Waldbrände im Mittelmeerraum sind Teil von eng miteinander verwobenen Natur- und Kulturgeschichten. Die natürliche Bewaldung dieser Region ist durch die Veränderung der klimatischen Rahmenbedingungen seit der letzten Eiszeit besonders anfällig für natürliche Feuerursachen, doch auch hier liegen diese nur unbeträchtlich über den vier Prozent weltweit. Der Großteil der Brände geht auf den Menschen zurück, sei es durch bewusste Brandlegung, etwa um Weideland von Verholzung freizuhalten oder Bauland zu gewinnen, sei es durch Unfälle. Ob nun schon, wie Platon im Kritias schrieb, vor 2.400 Jahren der „dürre Körper des Landes“ infolge von Rodungen so stark auserodiert war, dass das attische Griechenland nur mehr dem „Knochen eines erkrankten Körpers“ glich, oder ob dies erst viel später geschah: Fernand Braudels These der longue durée des Mittelmeerraums als kulturellem und ökologischem Raum lässt sich am Leitfaden des Waldes sicher nicht beweisen.

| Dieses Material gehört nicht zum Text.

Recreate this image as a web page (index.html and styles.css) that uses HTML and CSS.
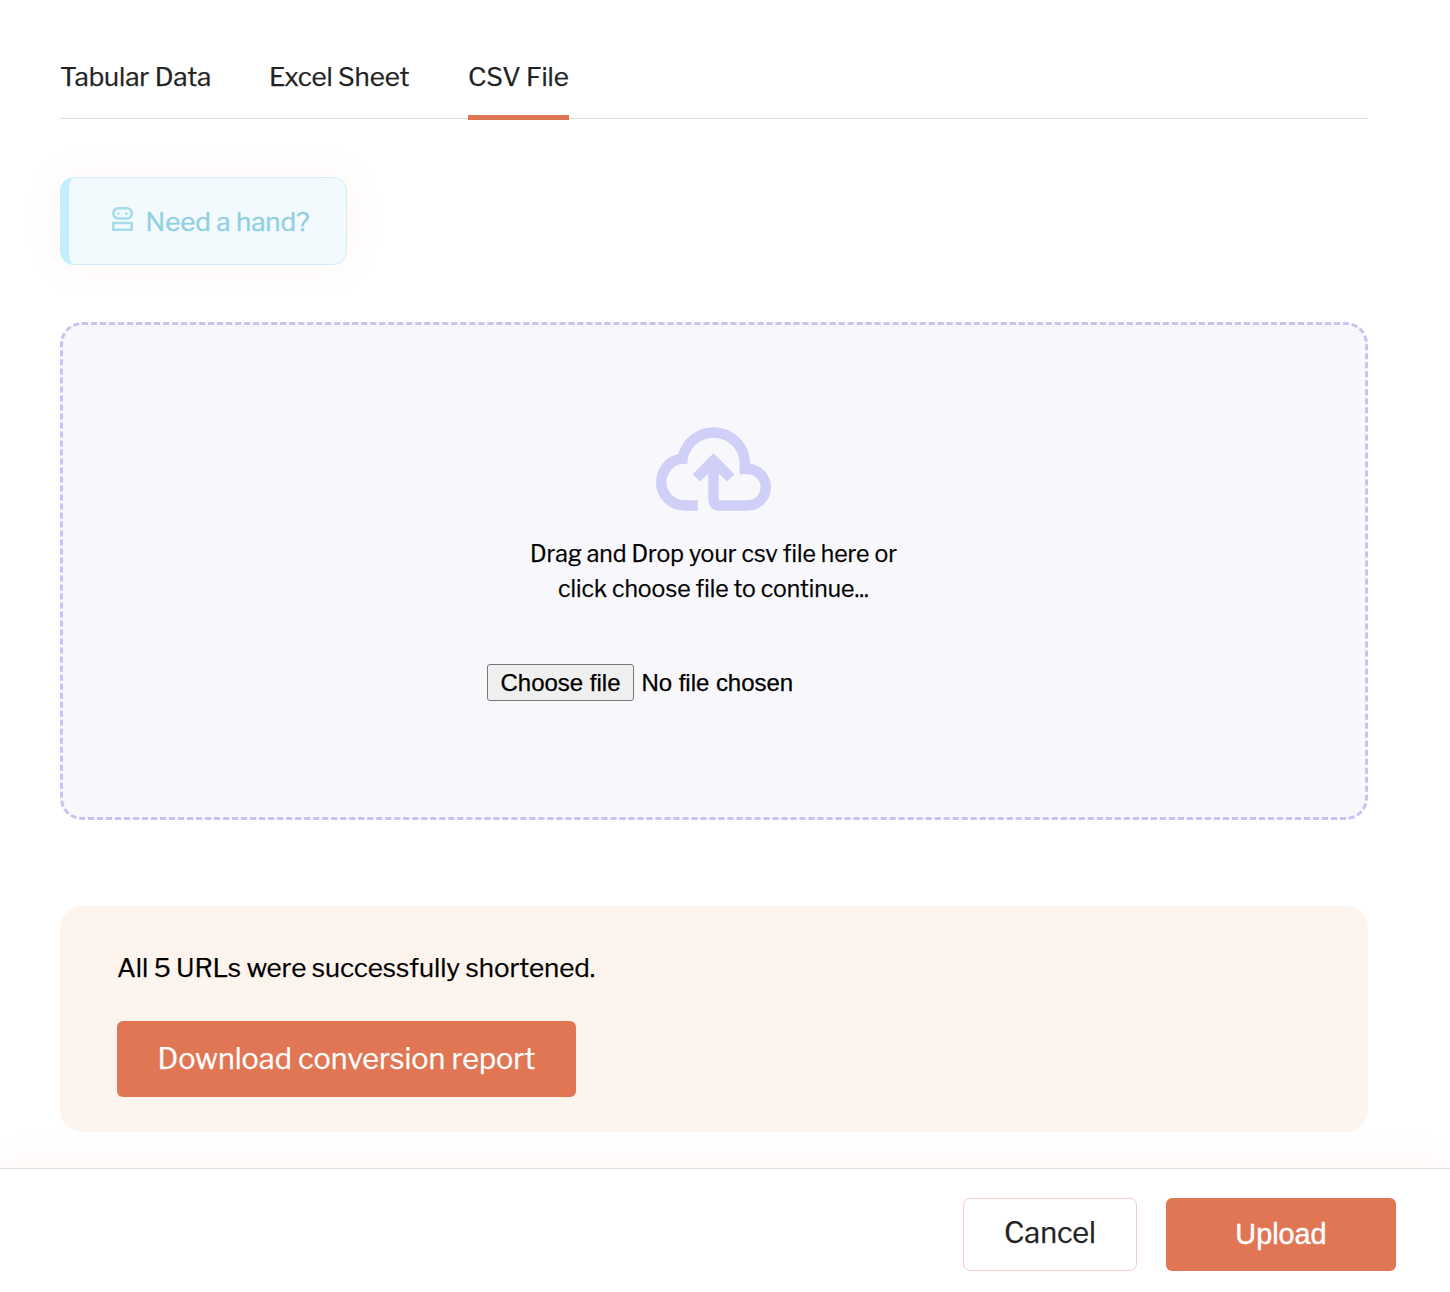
FILE: index.html
```html
<!DOCTYPE html>
<html lang="en">
<head>
<meta charset="utf-8">
<title>Bulk upload</title>
<link rel="stylesheet" href="styles.css">
</head>
<body>
<main class="content">
  <nav class="tabs">
    <a class="tab tab-tabular"><span>Tabular Data</span></a>
    <a class="tab tab-excel"><span>Excel Sheet</span></a>
    <a class="tab tab-csv active"><span>CSV File</span></a>
  </nav>
  <button class="help">
    <svg class="robot" viewBox="0 0 21 24" fill="none" stroke="currentColor" stroke-width="2.6">
      <rect x="1.3" y="1.3" width="18.4" height="10.2" rx="5"/>
      <path d="M1.3 16h18.4v6.700H1.300z"/>
      <circle cx="6.4" cy="6.6" r="1.3" fill="currentColor" stroke="none"/>
      <circle cx="14.4" cy="6.6" r="1.3" fill="currentColor" stroke="none"/>
    </svg>
    <span class="help-text">Need a hand?</span>
  </button>
  <section class="dropzone">
    <svg class="cloud" viewBox="40 -800 880 640" fill="currentColor"><path d="M260-160q-91 0-155.500-63T40-377q0-78 47-139t123-78q25-92 100-149t170-57q117 0 198.500 81.500T760-520q69 8 114.500 59.500T920-340q0 75-52.500 127.500T740-160H520q-33 0-56.500-23.500T440-240v-206l-64 62-56-56 160-160 160 160-56 56-64-62v206h220q42 0 71-29t29-71q0-42-29-71t-71-29h-60v-80q0-83-58.500-141.500T480-720q-83 0-141.500 58.500T280-520h-20q-58 0-99 41t-41 99q0 58 41 99t99 41h100v80H260Z"/></svg>
    <p class="hint"><span class="hint-one">Drag and Drop your csv file here or</span><br><span class="hint-two">click choose file to continue...</span></p>
    <div class="picker">
      <button class="choose">Choose file</button>
      <span class="filename">No file chosen</span>
    </div>
  </section>
  <section class="report">
    <p class="message"><span>All 5 URLs were successfully shortened.</span></p>
    <button class="primary download"><span>Download conversion report</span></button>
  </section>
</main>
<footer class="footer">
  <button class="cancel"><span>Cancel</span></button>
  <button class="primary upload"><span>Upload</span></button>
</footer>
</body>
</html>
```
FILE: styles.css
```css
* { box-sizing: border-box; }
body {
  margin: 0;
  height: 1292px;
  display: flex;
  flex-direction: column;
  background: #fff;
  color: #000;
  font-family: "Libre Franklin", Inter, "Liberation Sans", sans-serif;
  -webkit-text-stroke: 0.25px currentColor;
  overflow: hidden;
}
button { font-family: inherit; margin: 0; padding: 0; }
p { margin: 0; }
.content {
  height: 1168px;
  padding: 35px 82px 0 60px;
  display: flex;
  flex-direction: column;
  align-items: flex-start;
}
.tabs {
  width: 100%;
  height: 84px;
  display: flex;
  gap: 58px;
  border-bottom: 1px solid #dedede;
}
.tab {
  height: 85px;
  line-height: 84px;
  font-size: 26px;
  letter-spacing: -0.1px;
  color: #222;
  white-space: nowrap;
}
.tab-tabular { width: 151px; }
.tab-excel { width: 141px; }
.tab-csv { width: 101px; }
.tab.active { border-bottom: 5px solid #e07553; }
.help {
  width: 287px;
  height: 88px;
  margin-top: 58px;
  padding-left: 43px;
  display: flex;
  align-items: center;
  gap: 12.500px;
  border: 1px solid #d3eef6;
  border-left: 9px solid #c2effb;
  border-radius: 14px;
  background: #f2fafd;
  color: #90d0e1;
  font-size: 26px;
  white-space: nowrap;
  box-shadow: 0 0 40px rgba(240, 110, 80, 0.07);
}
.robot { width: 21px; height: 24px; margin-top: -4px; color: #a4dcea; }
.help-text { letter-spacing: -0.05px; -webkit-text-stroke: 0.4px currentColor; }
.dropzone {
  width: 100%;
  height: 498px;
  margin-top: 57px;
  padding: 102px 1px 0 0;
  display: flex;
  flex-direction: column;
  align-items: center;
  border: 3px dashed #c9c3f0;
  border-radius: 22px;
  background: #f8f7fc;
}
.cloud { width: 115px; height: 84px; color: #cfcff7; }
.hint {
  margin-top: 26px;
  font-size: 23px;
  line-height: 35px;
  text-align: center;
}
.picker {
  width: 453px;
  margin-top: 57px;
  display: flex;
  align-items: center;
  gap: 7.500px;
  font-family: "Liberation Sans", Arial, sans-serif;
  font-size: 24px;
  white-space: nowrap;
}
.filename { letter-spacing: -0.04px; }
.choose {
  width: 147px;
  height: 37px;
  border: 1px solid #76767a;
  border-radius: 3px;
  background: #efefef;
  color: #000;
  font-size: 24px;
}
.report {
  width: 100%;
  height: 226px;
  margin-top: 86px;
  padding: 42px 57px 0;
  border-radius: 22px;
  background: #fdf4ed;
}
.message { font-size: 26px; line-height: 40px; letter-spacing: -0.06px; white-space: nowrap; }
.primary {
  border: 0;
  border-radius: 6px;
  background: #e17654;
  color: #fff;
  font-size: 28.800px;
  white-space: nowrap;
}
.download { width: 459px; height: 76px; margin-top: 33px; padding-bottom: 2px; display: block; }
.footer {
  height: 124px;
  padding: 29px 54px 0 0;
  display: flex;
  justify-content: flex-end;
  gap: 29px;
  border-top: 1px solid #dfdfe2;
  background: #fff;
  box-shadow: 0 0 40px rgba(240, 110, 80, 0.08);
}
.cancel {
  width: 174px;
  height: 73px;
  padding-bottom: 4px;
  border: 1px solid #f0cdc8;
  border-radius: 7px;
  background: #fff;
  color: #222;
  font-size: 28.800px;
}
.upload {
  width: 230px;
  height: 73px;
  font-family: "Liberation Sans", Arial, sans-serif;
  -webkit-text-stroke: 0.4px #fff;
}
```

Licht wird alles, was ich fasse

Gerne wird die historische Entwaldung in Griechenland auf die Herrschaft der Osmanen geschoben, doch – wie Joachim Radkau ausführt – „selbst Kolokotronis, der griechische Freiheitsheld, klagte darüber, dass Berge auf der Peleponnes, die zu türkischer Zeit noch bewaldet gewesen wären, nach der Befreiung in kurzer Zeit zu Kahlhängen geworden seien“. Die meisten Historiker gehen heute davon aus, dass die Bewaldung Griechenlands seit der Unabhängigkeit von 40 auf 14 Prozent gefallen ist. Jared Diamond spricht in diesem Zusammenhang vom „ökologischen Selbstmord“ des gesamten östlichen Mittelmeerraums.

Heute nun wird diese Erosionslandschaft durch einen enormen Siedlungswildwuchs überformt. Zwischen den Siedlungen beginnt, soweit es die Böden noch zulassen, wieder die natürliche Sukzession der Vegetation, da in diesen Bereichen keine Weidewirtschaft mehr betrieben wird. Das macht die diesjährigen Waldbrände in Griechenland so gefährlich: die Kombination eines schleichenden „ökologischen Selbstmordes“ mit den Folgen einer überhitzten, spekulativen Privatisierung von Fläche, oft in ökologisch sensiblen Lagen. Wenn man die Bilder der griechischen Feuersbrünste heute sieht, wird man den Eindruck nicht los, dass hier der Titan Prometheus an dem Feuer regelrecht erstickt, durch dessen Macht der Mensch in der antiken Mythologie erst zur Kultur befähigt wurde.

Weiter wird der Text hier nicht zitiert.